Vous êtes aussi vidéaste. Quelle est la place de la vidéo dans Herself ?
Il y a très peu de vidéos dans Herself. L’idée était essentiellement de travailler sur les différents champs et sur leur profondeur, de rajouter sur le plateau un plan qui n’existe pas au théâtre par le biais de la vidéo. La vidéo est mon langage et si le propos le justifie, alors j’en insère dans le spectacle. Ce n’est pas quelque chose de conscient et de réfléchi, mais plutôt de naturel. Très concrètement, l’inscription dramaturgique, c’est l’idée du hors champ et l’ouverture sur le monde extérieur afin de le ramener dans le théâtre.

 

Comment avez-vous travaillé ?
Ensemble, avec Geoffrey Coppini, nous avons lu et visionné de nombreux documentaires, interviews, reportages, afin de collecter de la parole. Nous en avons parlé autour de nous et tout cela nous a occupés près d’un an.

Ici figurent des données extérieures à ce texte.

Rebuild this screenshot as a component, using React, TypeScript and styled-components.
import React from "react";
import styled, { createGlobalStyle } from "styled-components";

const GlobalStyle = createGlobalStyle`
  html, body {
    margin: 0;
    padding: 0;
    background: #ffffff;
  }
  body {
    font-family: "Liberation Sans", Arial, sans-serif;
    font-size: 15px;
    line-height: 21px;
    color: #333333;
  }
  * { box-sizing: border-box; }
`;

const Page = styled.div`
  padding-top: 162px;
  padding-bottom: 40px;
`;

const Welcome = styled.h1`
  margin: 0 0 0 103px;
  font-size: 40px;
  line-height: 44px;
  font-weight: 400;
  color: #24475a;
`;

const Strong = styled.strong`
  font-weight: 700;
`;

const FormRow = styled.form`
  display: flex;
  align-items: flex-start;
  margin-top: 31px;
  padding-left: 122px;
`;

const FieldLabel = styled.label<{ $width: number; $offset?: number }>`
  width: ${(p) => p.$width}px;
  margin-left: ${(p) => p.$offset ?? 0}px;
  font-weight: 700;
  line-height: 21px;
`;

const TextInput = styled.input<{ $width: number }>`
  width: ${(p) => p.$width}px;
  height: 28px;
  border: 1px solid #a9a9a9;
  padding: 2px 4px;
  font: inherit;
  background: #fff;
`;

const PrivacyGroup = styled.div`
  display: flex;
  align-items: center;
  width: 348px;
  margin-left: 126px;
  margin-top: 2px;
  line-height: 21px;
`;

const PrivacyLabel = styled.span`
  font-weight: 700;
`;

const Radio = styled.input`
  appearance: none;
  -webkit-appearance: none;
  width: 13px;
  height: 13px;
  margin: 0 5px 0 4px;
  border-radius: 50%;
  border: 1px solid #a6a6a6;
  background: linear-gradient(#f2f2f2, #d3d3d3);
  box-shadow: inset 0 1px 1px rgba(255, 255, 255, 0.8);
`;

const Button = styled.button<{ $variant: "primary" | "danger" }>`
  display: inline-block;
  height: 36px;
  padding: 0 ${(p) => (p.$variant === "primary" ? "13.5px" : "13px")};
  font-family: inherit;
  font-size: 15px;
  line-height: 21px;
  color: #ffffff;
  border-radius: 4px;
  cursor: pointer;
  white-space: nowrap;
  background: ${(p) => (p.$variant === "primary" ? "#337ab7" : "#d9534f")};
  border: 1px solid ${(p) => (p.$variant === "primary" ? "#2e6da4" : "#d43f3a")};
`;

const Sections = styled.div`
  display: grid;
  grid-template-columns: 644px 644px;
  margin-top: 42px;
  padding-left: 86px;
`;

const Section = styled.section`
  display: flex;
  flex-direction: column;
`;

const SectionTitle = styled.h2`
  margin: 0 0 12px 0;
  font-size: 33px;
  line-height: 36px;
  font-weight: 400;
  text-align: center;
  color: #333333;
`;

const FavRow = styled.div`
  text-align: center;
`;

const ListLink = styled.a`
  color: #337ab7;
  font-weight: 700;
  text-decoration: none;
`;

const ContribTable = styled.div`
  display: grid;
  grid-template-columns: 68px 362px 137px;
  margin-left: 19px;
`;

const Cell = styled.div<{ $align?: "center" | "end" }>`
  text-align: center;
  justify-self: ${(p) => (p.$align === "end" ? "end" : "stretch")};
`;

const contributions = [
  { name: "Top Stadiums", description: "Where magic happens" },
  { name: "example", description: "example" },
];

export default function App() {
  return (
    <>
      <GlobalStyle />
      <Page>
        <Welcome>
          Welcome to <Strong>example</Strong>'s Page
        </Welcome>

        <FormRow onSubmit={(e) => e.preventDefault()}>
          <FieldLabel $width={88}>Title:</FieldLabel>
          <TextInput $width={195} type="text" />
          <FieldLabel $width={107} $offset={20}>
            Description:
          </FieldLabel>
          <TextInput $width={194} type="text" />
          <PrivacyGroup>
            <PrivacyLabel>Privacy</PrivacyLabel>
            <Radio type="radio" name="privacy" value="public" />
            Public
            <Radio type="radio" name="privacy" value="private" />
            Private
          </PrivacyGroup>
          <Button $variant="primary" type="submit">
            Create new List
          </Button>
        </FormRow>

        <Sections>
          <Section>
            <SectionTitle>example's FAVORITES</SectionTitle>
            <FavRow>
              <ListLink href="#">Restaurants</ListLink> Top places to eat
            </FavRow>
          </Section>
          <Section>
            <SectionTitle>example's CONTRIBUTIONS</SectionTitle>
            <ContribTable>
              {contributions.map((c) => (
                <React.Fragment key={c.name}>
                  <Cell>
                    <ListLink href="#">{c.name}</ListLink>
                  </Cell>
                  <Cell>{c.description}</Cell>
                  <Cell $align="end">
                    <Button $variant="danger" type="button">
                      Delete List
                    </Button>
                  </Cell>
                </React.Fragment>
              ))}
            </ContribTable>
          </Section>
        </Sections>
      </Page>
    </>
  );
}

Nous avons dressé une liste de toutes les femmes dont nous souhaitions parler. Cette liste interminable réunit des noms connus aussi bien que des métiers. A partir de cette liste, nous avons pu orienter notre recherche. J’ai mes héroïnes, parmi lesquelles Lydia Lunch, Patti Smith et Sharon Mitchell, une ancienne actrice porno et héroïnomane qui a mis en place le premier système de test du sida auprès des travailleurs du sexe aux Etats-Unis, un parcours de vie hors norme.

 

A quel public s’adresse votre spectacle ?
Les sujets abordés ne sont pas spécialement destinés à des enfants, avec le théâtre, nous sommes d’accord pour dire qu’il ne se destine pas à un public âgé de moins de douze ans. Même si on parle de violence et de choses violentes dans le spectacle, il n’y a jamais de violence sur le plateau. Je pense, et cela n’engage que moi, qu’il y a beaucoup de gens qui peuvent entendre ces paroles, je dirais même qu’elles devraient être entendues par le plus grand nombre. Et j’ai d’autant moins de scrupule à le dire que ces paroles ne sont pas les miennes.

 

Propos recueillis par Aleksandra Lebrethon

 

Herself par la Cie La Paloma : du 12 au 14/03 au Théâtre de la Joliette-Minoterie (Place Henri Verneuil, 2e).